The negative results on the Russian stock market have been largely
attributed to external factors such as the flight of investors from all
emerging markets, including Russia's, as a result of the Southeast Asian
crisis. But almost no one has spoken of the basic lessons to be learned
from these crises, which have a direct bearing on Russian reality.
Strangely enough, the first to speak about these lessons were IMF
Managing Director Michel Camdessus, who warned Yeltsin of the "dangerous
similarities between the chaebols, Korea's closely held family
conglomerates, and the prevailing relations among oligarchy members in
Russia," and U.S. Treasury Secretary Lawrence Summers, who said that
"one of the real dangers Russia now faces is the same kind of crony
capitalism that helped cause the Asian financial crisis."

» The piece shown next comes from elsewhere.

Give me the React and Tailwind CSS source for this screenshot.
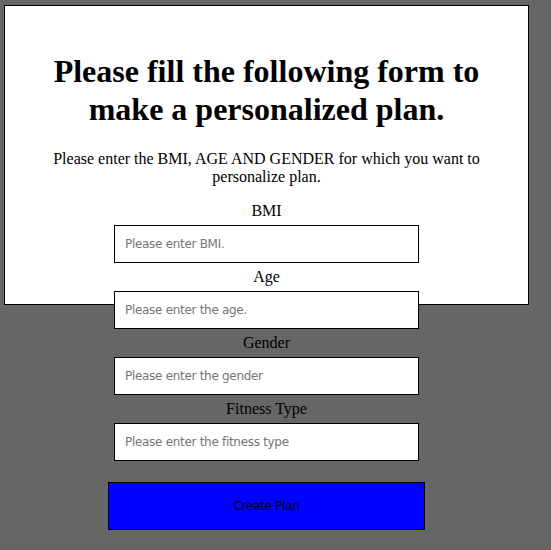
export default function App() {
  const fields = [
    { label: 'BMI', placeholder: 'Please enter BMI.' },
    { label: 'Age', placeholder: 'Please enter the age.' },
    { label: 'Gender', placeholder: 'Please enter the gender' },
    { label: 'Fitness Type', placeholder: 'Please enter the fitness type' },
  ]

  return (
    <div className="min-h-screen bg-[#666666] pt-[5px] pl-[4px] font-['Liberation_Serif',serif] text-black">
      {/* card — the form spills out below it */}
      <div className="w-[525px] h-[300px] bg-white border border-black flex flex-col items-center px-10">
        <h1 className="mt-[46px] text-[32px] leading-[38px] font-bold text-center">
          Please fill the following form to make a personalized plan.
        </h1>
        <p className="mt-[22px] text-base leading-[18px] text-center">
          Please enter the BMI, AGE AND GENDER for which you want to personalize plan.
        </p>
        <form className="mt-[11px] flex flex-col items-center" onSubmit={(e) => e.preventDefault()}>
          {fields.map((f) => (
            <div key={f.label} className="flex flex-col items-center">
              <label className="h-[28px] flex items-center text-base">{f.label}</label>
              <input
                type="text"
                placeholder={f.placeholder}
                className="w-[305px] h-[38px] bg-white border border-black px-[10px] text-[12px] tracking-[-0.3px] font-['DejaVu_Sans',sans-serif] placeholder:text-[#757575] outline-none"
              />
            </div>
          ))}
          <button
            type="submit"
            className="mt-[21px] w-[317px] h-[48px] bg-[#0000ff] border border-black text-[12px] tracking-[-0.3px] font-['DejaVu_Sans',sans-serif] text-black"
          >
            Create Plan
          </button>
        </form>
      </div>
    </div>
  )
}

Neither Camdessus nor Summers belongs to the Russian intelligentsia,
"whose culture known for gloom and doom" was blamed last week on these
pages by Michael McFaul for Russia's poor image.
Russia's fundamental problem is not its image in the West but its
oligarchic system of incestuous collusion between Power and Money. This
system does present more dangers than Korean chaebols or the Indonesian
Before it became evident that the system of chaebols was an inefficient
means of further developing the Korean economy, the chaebols had created
modern branches of industry that won a place on the world markets for
automobiles, electronics and shipbuilding.
But what has the chaebol of the speculator in automobiles, Boris
Berezovsky, or the chaebol of Vladimir Potanin, a private banker
inclined to suck the state budget dry, created in Russia? Where are the
industries and technologies created by them or highways and scientific
cities built by them as is the case with Tegjon or Kwangju in Korea?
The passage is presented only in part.